A double library transplant

With a new EXIF library in place, I rewrote my canonize photo renaming utility to take advantage of it. Canonize was my motivation for finding a new EXIF library in the first place. It’s a command-line program that renames photos based on the date and time they were taken. It does so by reading the EXIF metadata in the photo file and extracting the DateTimeOriginal field. The name is a bad pun on the idea of a canonical filename for the photos and the fact that I use Canon cameras.

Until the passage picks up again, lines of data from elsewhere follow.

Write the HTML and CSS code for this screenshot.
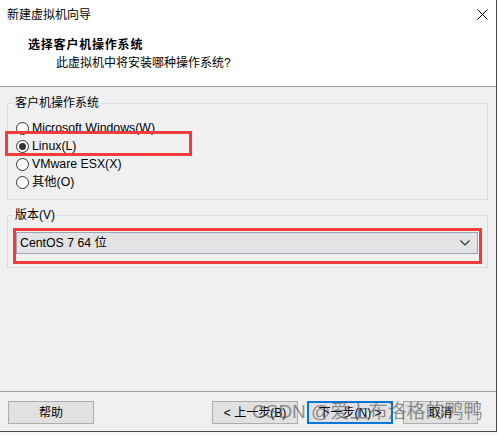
FILE: index.html
```html
<!DOCTYPE html>
<html lang="zh-CN">
<head>
<meta charset="utf-8">
<title>新建虚拟机向导</title>
<link rel="stylesheet" href="styles.css">
</head>
<body>
<div class="window">
  <div class="top">
    <div class="titlebar">
      <span class="title">新建虚拟机向导</span>
      <svg class="close" width="11" height="11" viewBox="0 0 11 11"><path d="M0.5 0.5 L10.5 10.5 M10.5 0.5 L0.5 10.5" stroke="#000" stroke-width="1" fill="none"/></svg>
    </div>
    <div class="heading">选择客户机操作系统</div>
    <div class="subheading">此虚拟机中将安装哪种操作系统?</div>
  </div>
  <div class="content">
    <fieldset class="group group-os">
      <legend>客户机操作系统</legend>
      <div class="group-inner os-list">
        <div class="radio"><span class="circle"></span>Microsoft Windows(W)</div>
        <div class="radio"><span class="circle checked"></span>Linux(L)</div>
        <div class="radio"><span class="circle"></span>VMware ESX(X)</div>
        <div class="radio"><span class="circle"></span>其他(O)</div>
      </div>
    </fieldset>
    <fieldset class="group group-ver">
      <legend>版本(V)</legend>
      <div class="group-inner ver-inner">
        <div class="combo">
          <span class="combo-text">CentOS 7 64 位</span>
          <svg class="chevron" width="10" height="6" viewBox="0 0 10 6"><path d="M0.5 0.5 L5 5 L9.5 0.5" stroke="#333" stroke-width="1.2" fill="none"/></svg>
        </div>
      </div>
    </fieldset>
  </div>
  <div class="footer">
    <div class="btn btn-help">帮助</div>
    <div class="btn btn-back">&lt; 上一步(B)</div>
    <div class="btn btn-next">下一步(N) &gt;</div>
    <div class="btn btn-cancel">取消</div>
  </div>
  <div class="mark mark-os"></div>
  <div class="mark mark-ver"></div>
  <div class="watermark">CSDN @爱上布洛格的鸭鸭</div>
</div>
</body>
</html>
```

FILE: styles.css
```css
* { box-sizing: border-box; }
html, body { margin: 0; padding: 0; }
body {
  background: #f7f7f7;
  font-family: "Liberation Sans", "Noto Sans CJK SC", sans-serif;
  font-size: 12px;
  color: #000;
  width: 498px;
  height: 435px;
  overflow: hidden;
}
.window {
  position: relative;
  width: 497px;
  height: 432px;
  background: #f0f0f0;
  border-right: 1px solid #4a4a4a;
  border-bottom: 1px solid #4a4a4a;
  display: flex;
  flex-direction: column;
}
.top {
  height: 87px;
  background: #fff;
  border-bottom: 1px solid #a0a0a0;
}
.titlebar {
  height: 30px;
  display: flex;
  align-items: center;
  justify-content: space-between;
  padding: 0 8px 1px 7px;
}
.title { line-height: 16px; }
.close { display: block; }
.heading {
  margin-top: 7px;
  padding-left: 28px;
  line-height: 16px;
  font-weight: bold;
  letter-spacing: 0.8px;
}
.subheading {
  margin-top: 2px;
  padding-left: 56px;
  line-height: 16px;
}
.content {
  flex: 1;
  padding: 0 8px 0 7px;
}
.group {
  margin: 0;
  padding: 0;
  border: 1px solid #dcdcdc;
  min-width: 0;
}
.group legend {
  margin-left: 5px;
  padding: 0 2px;
  line-height: 16px;
  font-size: 12px;
}
.group-os { margin-top: 8px; }
.group-ver { margin-top: 7px; }
.os-list { padding: 8px 0 8px 8px; }
.radio {
  height: 18px;
  display: flex;
  align-items: center;
  line-height: 16px;
  font-size: 12.3px;
}
.circle {
  width: 13px;
  height: 13px;
  border: 1px solid #333;
  border-radius: 50%;
  background: #fff;
  margin-right: 3px;
  display: flex;
  align-items: center;
  justify-content: center;
  flex: none;
}
.circle.checked::after {
  content: "";
  width: 7px;
  height: 7px;
  border-radius: 50%;
  background: #333;
}
.ver-inner { padding: 9px 9px 13px 8px; }
.combo {
  height: 22px;
  background: #e3e3e3;
  border: 1px solid #97a8bd;
  display: flex;
  align-items: center;
  justify-content: space-between;
  padding: 0 7px 0 3px;
}
.combo-text { line-height: 16px; font-size: 12.3px; }
.chevron { display: block; }
.footer {
  height: 40px;
  border-top: 1px solid #a0a0a0;
  display: flex;
  align-items: flex-start;
  padding: 9px 18px 0 8px;
}
.btn {
  height: 23px;
  width: 86px;
  border: 1px solid #adadad;
  background: #e1e1e1;
  display: flex;
  align-items: center;
  justify-content: center;
  line-height: 16px;
}
.btn-back { margin-left: auto; }
.btn-next {
  margin-left: 9px;
  border: 2px solid #0078d7;
}
.btn-cancel {
  margin-left: 10px;
  width: 75px;
}
.mark {
  position: absolute;
  border: 3px solid #f23b3b;
}
.mark-os { left: 5px; top: 131px; width: 187px; height: 25px; }
.mark-ver { left: 13px; top: 228px; width: 469px; height: 36px; }
.watermark {
  position: absolute;
  left: 252px;
  top: 399px;
  font-size: 19px;
  line-height: 26px;
  color: rgba(80, 80, 80, 0.62);
  white-space: nowrap;
}
```
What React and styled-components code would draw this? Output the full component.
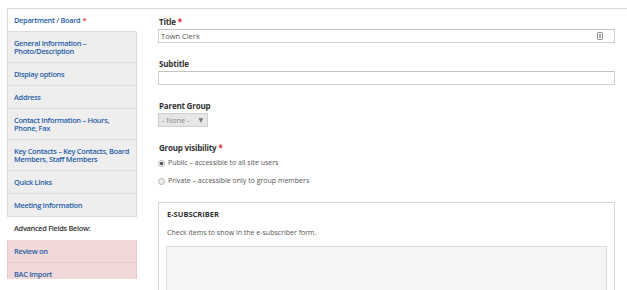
import styled, { createGlobalStyle } from "styled-components"

const GlobalStyle = createGlobalStyle`
  body {
    margin: 0;
    background: #fff;
    font-family: "Open Sans", "DejaVu Sans", sans-serif;
  }
`

const Page = styled.div`
  margin: 8px 0 0 7px;
  height: 282px;
  border-top: 1px solid #d9d9d9;
  display: flex;
  align-items: flex-start;
  overflow: hidden;
`

const Sidebar = styled.ul`
  list-style: none;
  margin: 0;
  padding: 0;
  width: 130px;
  height: 270px;
  overflow: hidden;
  flex-shrink: 0;
`

const tabColors = {
  active: { bg: "#fff", border: "#dcdcdc", color: "#1f5ea8" },
  normal: { bg: "#eeeeee", border: "#dcdcdc", color: "#1f5ea8" },
  plain: { bg: "#fff", border: "transparent", color: "#333" },
  alert: { bg: "#f1d9da", border: "#e4cacb", color: "#1f5ea8" },
}

const Tab = styled.li`
  box-sizing: border-box;
  padding: 7px 6px 7px 6px;
  font-size: 7.4px;
  line-height: 8px;
  font-weight: 600;
  letter-spacing: -0.3px;
  color: ${(p) => tabColors[p.$kind].color};
  background: ${(p) => tabColors[p.$kind].bg};
  border-left: 1px solid ${(p) => tabColors[p.$kind].border};
  border-right: 1px solid
    ${(p) => (p.$kind === "active" ? "transparent" : tabColors[p.$kind].border)};
  border-bottom: 1px solid ${(p) => tabColors[p.$kind].border};
`

const Req = styled.span`
  color: #e0282e;
  margin-left: 2px;
`

const Main = styled.div`
  flex: 1;
  padding: 8px 12px 0 21px;
`

const Field = styled.div`
  margin-bottom: 16px;
`

const Label = styled.div`
  font-size: 8px;
  line-height: 10px;
  font-weight: 700;
  letter-spacing: -0.2px;
  color: #333;
  margin: 0 0 2px 1px;
`

const InputBox = styled.div`
  box-sizing: border-box;
  height: 14px;
  border: 1px solid #cfcfcf;
  border-top-color: #c4c4c4;
  display: flex;
  align-items: center;
  justify-content: space-between;
  padding: 0 11px 0 2px;
  font-size: 7.5px;
  color: #555;
`

const SelectBox = styled.div`
  box-sizing: border-box;
  width: 50px;
  height: 14px;
  border: 1px solid #cfcfcf;
  background: #e6e6e6;
  display: flex;
  align-items: center;
  justify-content: space-between;
  padding: 0 4px 0 3px;
  font-size: 7.5px;
  color: #888;
`

const Caret = styled.span`
  font-size: 6px;
  color: #777;
`

const RadioRow = styled.label`
  display: flex;
  align-items: center;
  gap: 3px;
  font-size: 7px;
  line-height: 10px;
  color: #555;
  margin: 5px 0 0 0;

  & + & {
    margin-top: 8px;
  }
`

const Radio = styled.span`
  box-sizing: border-box;
  width: 7px;
  height: 7px;
  border-radius: 50%;
  border: 1px solid #b5b5b5;
  background: ${(p) =>
    p.$checked ? "radial-gradient(circle, #555 0 1.3px, #eee 1.8px)" : "#eee"};
`

const Fieldset = styled.div`
  box-sizing: border-box;
  margin-top: 16px;
  border: 1px solid #d8d8d8;
  padding: 6px 7px 0 7px;
  height: 120px;
`

const Legend = styled.div`
  font-size: 7.5px;
  line-height: 10px;
  font-weight: 700;
  color: #333;
  margin-left: 1px;
`

const Help = styled.div`
  font-size: 7px;
  line-height: 10px;
  color: #555;
  margin: 9px 0 8px 1px;
`

const ListBox = styled.div`
  height: 60px;
  border: 1px solid #dadada;
  background: #f5f5f5;
`

const KeyIcon = () => (
  <svg width="6" height="8" viewBox="0 0 6 8">
    <rect x="0.5" y="0.5" width="5" height="7" rx="0.8" fill="#eee" stroke="#8a8a8a" />
    <rect x="2" y="2.5" width="2" height="1" fill="#777" />
    <rect x="2" y="4.5" width="2" height="1" fill="#777" />
  </svg>
)

const tabs = [
  { kind: "active", label: "Department / Board", req: true },
  { kind: "normal", label: "General Information – Photo/Description" },
  { kind: "normal", label: "Display options" },
  { kind: "normal", label: "Address" },
  { kind: "normal", label: "Contact Information – Hours, Phone, Fax" },
  { kind: "normal", label: "Key Contacts – Key Contacts, Board Members, Staff Members" },
  { kind: "normal", label: "Quick Links" },
  { kind: "normal", label: "Meeting Information" },
  { kind: "plain", label: "Advanced Fields Below:" },
  { kind: "alert", label: "Review on" },
  { kind: "alert", label: "BAC Import" },
]

export default function App() {
  return (
    <>
      <GlobalStyle />
      <Page>
        <Sidebar>
          {tabs.map((t) => (
            <Tab key={t.label} $kind={t.kind}>
              {t.label}
              {t.req && <Req>*</Req>}
            </Tab>
          ))}
        </Sidebar>
        <Main>
          <Field>
            <Label>
              Title<Req>*</Req>
            </Label>
            <InputBox>
              Town Clerk
              <KeyIcon />
            </InputBox>
          </Field>
          <Field>
            <Label>Subtitle</Label>
            <InputBox />
          </Field>
          <Field>
            <Label>Parent Group</Label>
            <SelectBox>
              - None -<Caret>▼</Caret>
            </SelectBox>
          </Field>
          <Label>
            Group visibility<Req>*</Req>
          </Label>
          <RadioRow>
            <Radio $checked />
            Public – accessible to all site users
          </RadioRow>
          <RadioRow>
            <Radio />
            Private – accessible only to group members
          </RadioRow>
          <Fieldset>
            <Legend>E-SUBSCRIBER</Legend>
            <Help>Check items to show in the e-subscriber form.</Help>
            <ListBox />
          </Fieldset>
        </Main>
      </Page>
    </>
  )
}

Canonize relies on the pyexif library, which works fine but doesn’t allow for writing EXIF data, only reading. Canonize doesn’t need to write EXIF data, but I have plans to write other scripts that do need to write, and I want to standardize on a single library for all my EXIF work.

Substituting pyexiv2 methods for pyexif methods was really easy—only 3-4 lines needed to be changed and the changes themselves were obvious. I’ll point them out in a bit. But since I had the hood open, it seemed like a good time to switch out another library, the options parsing library.

Before today, canonize used the optparse library, which was the standard high-level library for handling command-line options in Python 2.6. It was deprecated in 2.7 in favor of the argparse library. You might think I’d upgrade to argparse, but I decided to move instead to the simpler getopt library, which doesn’t have all the bells and whistles of the other libraries but is plenty capable for my elementary needs and is unlikely to be deprecated because it’s written to mimic the venerable getopt() C function.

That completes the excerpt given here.